*WHAT THIS TASK INVOLVES*:
Retype exactly what runs from the first line of the data to the line with "URL GENERATOR PRO</a></div>", keeping both of those lines and skipping pictures.
┌─ DATA EXCERPT
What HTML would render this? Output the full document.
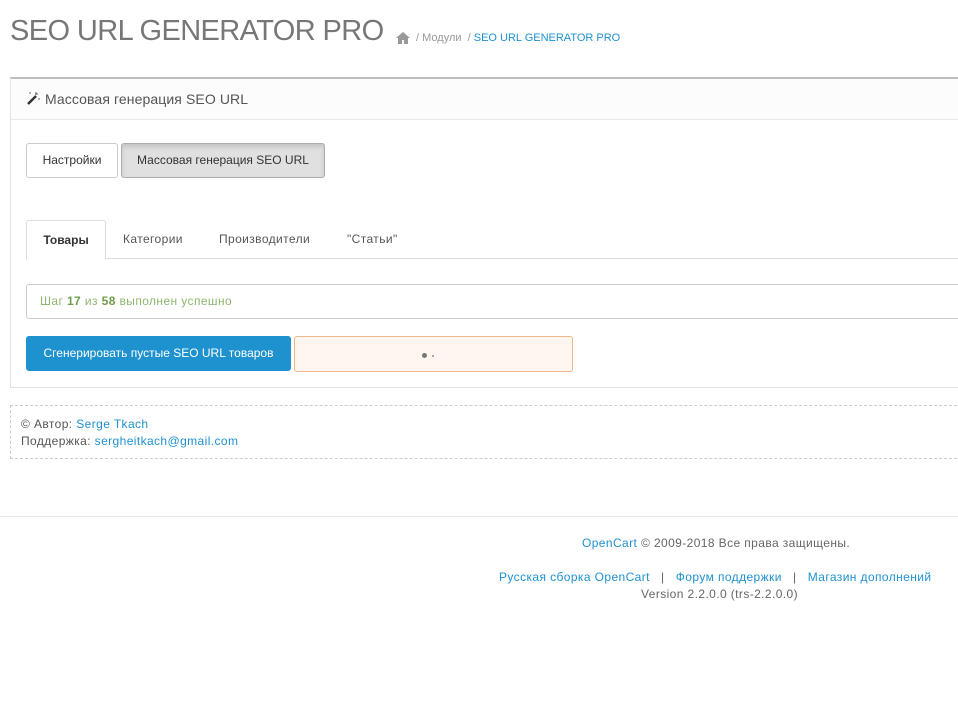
<!DOCTYPE html>
<html><head><meta charset="utf-8"><style>
body{margin:0;width:958px;height:719px;background:#fff;font-family:"Liberation Sans","DejaVu Sans",sans-serif;color:#666;overflow:hidden;position:relative;font-size:12px;letter-spacing:0.4px}
.abs{position:absolute;white-space:nowrap}
a{color:#1e91cf;text-decoration:none}
</style></head><body>
<div class="abs" style="left:10px;top:15px;font-size:29px;color:#777;letter-spacing:-0.6px">SEO URL GENERATOR PRO</div>
<svg class="abs" style="left:396px;top:32px" width="14" height="12" viewBox="0 0 14 12"><path d="M7 0L0 6h2v6h4V8h2v4h4V6h2z" fill="#999"/></svg>
<div class="abs" style="left:416px;top:32px;font-size:11px;color:#999;letter-spacing:0">/ Модули &nbsp;/ <a>SEO URL GENERATOR PRO</a></div>

<div class="abs" style="left:10px;top:77px;width:960px;height:308px;border:1px solid #e2e2e2;border-top:2px solid #bfbfbf"></div>
<div class="abs" style="left:11px;top:79px;width:960px;height:40px;background:#fcfcfc;border-bottom:1px solid #e8e8e8"></div>
<svg class="abs" style="left:26px;top:91px" width="14" height="14" viewBox="0 0 14 14"><path d="M2 13L10 5" stroke="#333" stroke-width="2.5"/><path d="M10 1v3M12 3h-3M4 1v2M13 7v2" stroke="#666" stroke-width="1"/></svg>
<div class="abs" style="left:45px;top:91px;font-size:14px;color:#555;letter-spacing:0.1px">Массовая генерация SEO URL</div>

<div class="abs" style="left:26px;top:143px;width:90px;height:33px;border:1px solid #ccc;border-radius:3px;font-size:12px;color:#333;line-height:33px;text-align:center;letter-spacing:0">Настройки</div>
<div class="abs" style="left:121px;top:143px;width:202px;height:33px;border:1px solid #adadad;border-radius:3px;background:#e0e0e0;box-shadow:inset 0 3px 5px rgba(0,0,0,.12);font-size:12px;color:#333;line-height:33px;text-align:center;letter-spacing:0">Массовая генерация SEO URL</div>

<div class="abs" style="left:26px;top:258px;width:940px;border-top:1px solid #ddd"></div>
<div class="abs" style="left:26px;top:220px;width:78px;height:38px;border:1px solid #ddd;border-bottom:1px solid #fff;border-radius:3px 3px 0 0;background:#fff;font-weight:bold;color:#333;line-height:38px;text-align:center;letter-spacing:0">Товары</div>
<div class="abs" style="left:123px;top:232px;color:#555">Категории</div>
<div class="abs" style="left:219px;top:232px;color:#555">Производители</div>
<div class="abs" style="left:347px;top:232px;color:#555">"Статьи"</div>

<div class="abs" style="left:26px;top:284px;width:940px;height:33px;border:1px solid #ccc;border-radius:3px"></div>
<div class="abs" style="left:40px;top:294px;color:#8fb56f">Шаг <b style="color:#6f9d4c">17</b> из <b style="color:#6f9d4c">58</b> выполнен успешно</div>

<div class="abs" style="left:26px;top:336px;width:265px;height:35px;background:#1e91cf;border-radius:3px;color:#fff;line-height:35px;text-align:center;letter-spacing:0">Сгенерировать пустые SEO URL товаров</div>
<div class="abs" style="left:294px;top:336px;width:277px;height:34px;background:#fff6ef;border:1px solid #f0b88a;border-radius:3px"></div>
<div class="abs" style="left:422px;top:353px;width:5px;height:5px;border-radius:50%;background:#777"></div>
<div class="abs" style="left:432px;top:355px;width:2px;height:2px;background:#aaa"></div>

<div class="abs" style="left:10px;top:405px;width:960px;height:52px;border:1px dashed #ccc"></div>
<div class="abs" style="left:21px;top:417px;color:#555">© Автор: <a>Serge Tkach</a></div>
<div class="abs" style="left:21px;top:434px;color:#555">Поддержка: <a>sergheitkach@gmail.com</a></div>

<div class="abs" style="left:0;top:516px;width:958px;border-top:1px solid #e8e8e8"></div>
<div class="abs" style="left:582px;top:536px;color:#666">
<a>OpenCart</a> © 2009-2018 Все права защищены.</div>
<div class="abs" style="left:499px;top:570px;color:#666"><a>Русская сборка OpenCart</a> &nbsp; | &nbsp; <a>Форум поддержки</a> &nbsp; | &nbsp; <a>Магазин дополнений</a></div>
<div class="abs" style="left:641px;top:587px;color:#666">Version 2.2.0.0 (trs-2.2.0.0)</div>
</body></html>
└─
*THE COMPLETED TASK*:
What HTML would render this? Output the full document.
<!DOCTYPE html>
<html><head><meta charset="utf-8"><style>
body{margin:0;width:958px;height:719px;background:#fff;font-family:"Liberation Sans","DejaVu Sans",sans-serif;color:#666;overflow:hidden;position:relative;font-size:12px;letter-spacing:0.4px}
.abs{position:absolute;white-space:nowrap}
a{color:#1e91cf;text-decoration:none}
</style></head><body>
<div class="abs" style="left:10px;top:15px;font-size:29px;color:#777;letter-spacing:-0.6px">SEO URL GENERATOR PRO</div>
<svg class="abs" style="left:396px;top:32px" width="14" height="12" viewBox="0 0 14 12"><path d="M7 0L0 6h2v6h4V8h2v4h4V6h2z" fill="#999"/></svg>
<div class="abs" style="left:416px;top:32px;font-size:11px;color:#999;letter-spacing:0">/ Модули &nbsp;/ <a>SEO URL GENERATOR PRO</a></div>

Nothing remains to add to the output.